» **Data to use**:
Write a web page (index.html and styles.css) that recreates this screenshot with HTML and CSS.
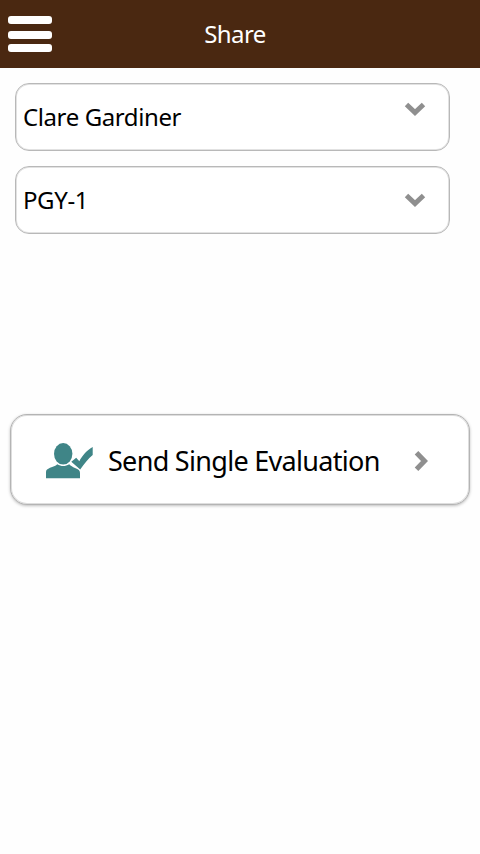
FILE: index.html
```html
<!DOCTYPE html>
<html lang="en">
  <head>
    <meta charset="UTF-8" />
    <meta name="viewport" content="width=device-width, initial-scale=1.0" />
    <title>Share</title>
    <link rel="stylesheet" href="styles.css">
  </head>
  <body>
    <header class="header">
      <button class="menu" aria-label="Menu">
        <span class="bar"></span>
        <span class="bar bar-middle"></span>
        <span class="bar"></span>
      </button>
      <h1 class="title">Share</h1>
    </header>

    <main>
      <div class="fields">
        <div class="select">
          <span class="name">Clare Gardiner</span>
          <svg class="arrow arrow-top" width="22" height="16" viewBox="0 0 22 16">
            <path d="M2.5 3.5 L11 11.5 L19.5 3.5" />
          </svg>
        </div>
        <div class="select">
          <span class="level">PGY-1</span>
          <svg class="arrow" width="22" height="16" viewBox="0 0 22 16">
            <path d="M2.5 3.5 L11 11.5 L19.5 3.5" />
          </svg>
        </div>
      </div>

      <button class="send">
        <svg class="user" width="48" height="36" viewBox="0 0 48 36">
          <ellipse cx="18.2" cy="10.8" rx="9.2" ry="10.8" />
          <path d="M1 35.3 V29 C1 27 2.5 26 5 24.8 C8 23.6 10.5 23 12.3 21.2 C16 23.6 20.5 23.6 24.2 21.2 C26 23 27.5 23.8 30 25 C33.5 26.4 35 27.5 35 30 V35.3 Z" />
          <path class="tick" d="M26.3 18.8 L31.2 14.8 L34.3 18.2 C37.5 12.5 42 7 47.7 4 V12 C43 16 39.5 20.5 35.2 26.6 Z" />
        </svg>
        <span class="send-text">Send Single Evaluation</span>
        <svg class="arrow" width="16" height="22" viewBox="0 0 16 22">
          <path d="M2.5 2.8 L10.5 11 L2.5 19.2" />
        </svg>
      </button>
    </main>
  </body>
</html>
```
FILE: styles.css
```css
* {
  margin: 0;
  padding: 0;
  box-sizing: border-box;
}
body {
  min-height: 100vh;
  font-family: "Noto Sans", "Open Sans", sans-serif;
  background: #fefefe;
  color: #000;
}
button {
  font-family: inherit;
  border: none;
  background: none;
}

.header {
  height: 68px;
  display: grid;
  grid-template-columns: 60px 1fr 70px;
  align-items: center;
  background: #4a2811;
}
.menu {
  display: flex;
  flex-direction: column;
  padding-left: 8px;
}
.bar {
  width: 44px;
  height: 8px;
  border-radius: 3px;
  background: #fff;
}
.bar-middle {
  margin: 7px 0 5px;
}
.title {
  padding-bottom: 1px;
  text-align: center;
  font-size: 24px;
  font-weight: 400;
  line-height: 34px;
  letter-spacing: -0.6px;
  color: #fff;
}

.fields {
  width: 435px;
  margin: 15px 0 0 15px;
  display: flex;
  flex-direction: column;
  gap: 15px;
}
.select {
  height: 68px;
  padding: 0 23px 1px 7px;
  display: flex;
  justify-content: space-between;
  align-items: center;
  border: 1px solid #b8b8b8;
  border-radius: 14px;
  background: #fff;
  box-shadow: inset 0 0 0 1px #e2e2e2;
  font-size: 24px;
  letter-spacing: -0.4px;
}
.arrow {
  fill: none;
  stroke: #8f8f8f;
  stroke-width: 5;
}
.arrow-top {
  margin-bottom: 16px;
}

.send {
  width: 460px;
  height: 91px;
  margin: 180px 10px 0;
  padding: 2px 39px 0 34px;
  display: flex;
  align-items: center;
  border: 1px solid #b4b4b4;
  border-radius: 17px;
  background: #fff;
  box-shadow: inset 0 0 0 1px #dedede, 0 1px 3px rgba(0, 0, 0, 0.25);
  color: #000;
}
.send-text {
  flex: 1;
  margin-left: 15px;
  text-align: left;
  white-space: nowrap;
  font-size: 27px;
  letter-spacing: -0.7px;
}
.user {
  fill: #3f8587;
}
.tick {
  stroke: #fff;
  stroke-width: 1;
  paint-order: stroke;
}
```
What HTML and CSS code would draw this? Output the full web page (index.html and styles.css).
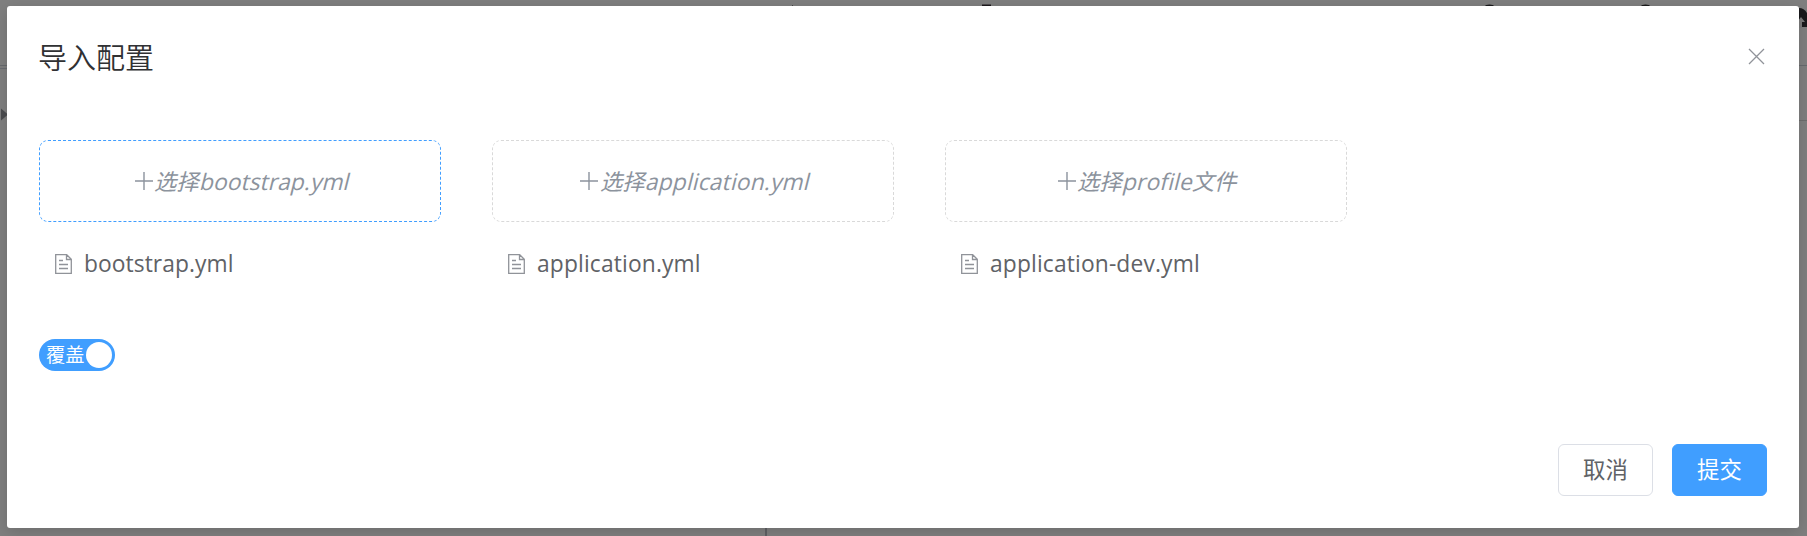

» **Given request**: None of the pictures should appear; repeat the records exactly otherwise.

» **Final answer**:
Write a web page (index.html and styles.css) that recreates this screenshot with HTML and CSS.
FILE: index.html
```html
<!DOCTYPE html>
<html lang="en">
  <head>
    <meta charset="UTF-8" />
    <meta name="viewport" content="width=device-width, initial-scale=1.0" />
    <title>Share</title>
    <link rel="stylesheet" href="styles.css">
  </head>
  <body>
    <header class="header">
      <button class="menu" aria-label="Menu">
        <span class="bar"></span>
        <span class="bar bar-middle"></span>
        <span class="bar"></span>
      </button>
      <h1 class="title">Share</h1>
    </header>

    <main>
      <div class="fields">
        <div class="select">
          <span class="name">Clare Gardiner</span>
          <svg class="arrow arrow-top" width="22" height="16" viewBox="0 0 22 16">
            <path d="M2.5 3.5 L11 11.5 L19.5 3.5" />
          </svg>
        </div>
        <div class="select">
          <span class="level">PGY-1</span>
          <svg class="arrow" width="22" height="16" viewBox="0 0 22 16">
            <path d="M2.5 3.5 L11 11.5 L19.5 3.5" />
          </svg>
        </div>
      </div>

      <button class="send">
        <svg class="user" width="48" height="36" viewBox="0 0 48 36">
          <ellipse cx="18.2" cy="10.8" rx="9.2" ry="10.8" />
          <path d="M1 35.3 V29 C1 27 2.5 26 5 24.8 C8 23.6 10.5 23 12.3 21.2 C16 23.6 20.5 23.6 24.2 21.2 C26 23 27.5 23.8 30 25 C33.5 26.4 35 27.5 35 30 V35.3 Z" />
          <path class="tick" d="M26.3 18.8 L31.2 14.8 L34.3 18.2 C37.5 12.5 42 7 47.7 4 V12 C43 16 39.5 20.5 35.2 26.6 Z" />
        </svg>
        <span class="send-text">Send Single Evaluation</span>
        <svg class="arrow" width="16" height="22" viewBox="0 0 16 22">
          <path d="M2.5 2.8 L10.5 11 L2.5 19.2" />
        </svg>
      </button>
    </main>
  </body>
</html>
```
FILE: styles.css
```css
* {
  margin: 0;
  padding: 0;
  box-sizing: border-box;
}
body {
  min-height: 100vh;
  font-family: "Noto Sans", "Open Sans", sans-serif;
  background: #fefefe;
  color: #000;
}
button {
  font-family: inherit;
  border: none;
  background: none;
}

.header {
  height: 68px;
  display: grid;
  grid-template-columns: 60px 1fr 70px;
  align-items: center;
  background: #4a2811;
}
.menu {
  display: flex;
  flex-direction: column;
  padding-left: 8px;
}
.bar {
  width: 44px;
  height: 8px;
  border-radius: 3px;
  background: #fff;
}
.bar-middle {
  margin: 7px 0 5px;
}
.title {
  padding-bottom: 1px;
  text-align: center;
  font-size: 24px;
  font-weight: 400;
  line-height: 34px;
  letter-spacing: -0.6px;
  color: #fff;
}

.fields {
  width: 435px;
  margin: 15px 0 0 15px;
  display: flex;
  flex-direction: column;
  gap: 15px;
}
.select {
  height: 68px;
  padding: 0 23px 1px 7px;
  display: flex;
  justify-content: space-between;
  align-items: center;
  border: 1px solid #b8b8b8;
  border-radius: 14px;
  background: #fff;
  box-shadow: inset 0 0 0 1px #e2e2e2;
  font-size: 24px;
  letter-spacing: -0.4px;
}
.arrow {
  fill: none;
  stroke: #8f8f8f;
  stroke-width: 5;
}
.arrow-top {
  margin-bottom: 16px;
}

.send {
  width: 460px;
  height: 91px;
  margin: 180px 10px 0;
  padding: 2px 39px 0 34px;
  display: flex;
  align-items: center;
  border: 1px solid #b4b4b4;
  border-radius: 17px;
  background: #fff;
  box-shadow: inset 0 0 0 1px #dedede, 0 1px 3px rgba(0, 0, 0, 0.25);
  color: #000;
}
.send-text {
  flex: 1;
  margin-left: 15px;
  text-align: left;
  white-space: nowrap;
  font-size: 27px;
  letter-spacing: -0.7px;
}
.user {
  fill: #3f8587;
}
.tick {
  stroke: #fff;
  stroke-width: 1;
  paint-order: stroke;
}
```
What HTML and CSS code would draw this? Output the full web page (index.html and styles.css).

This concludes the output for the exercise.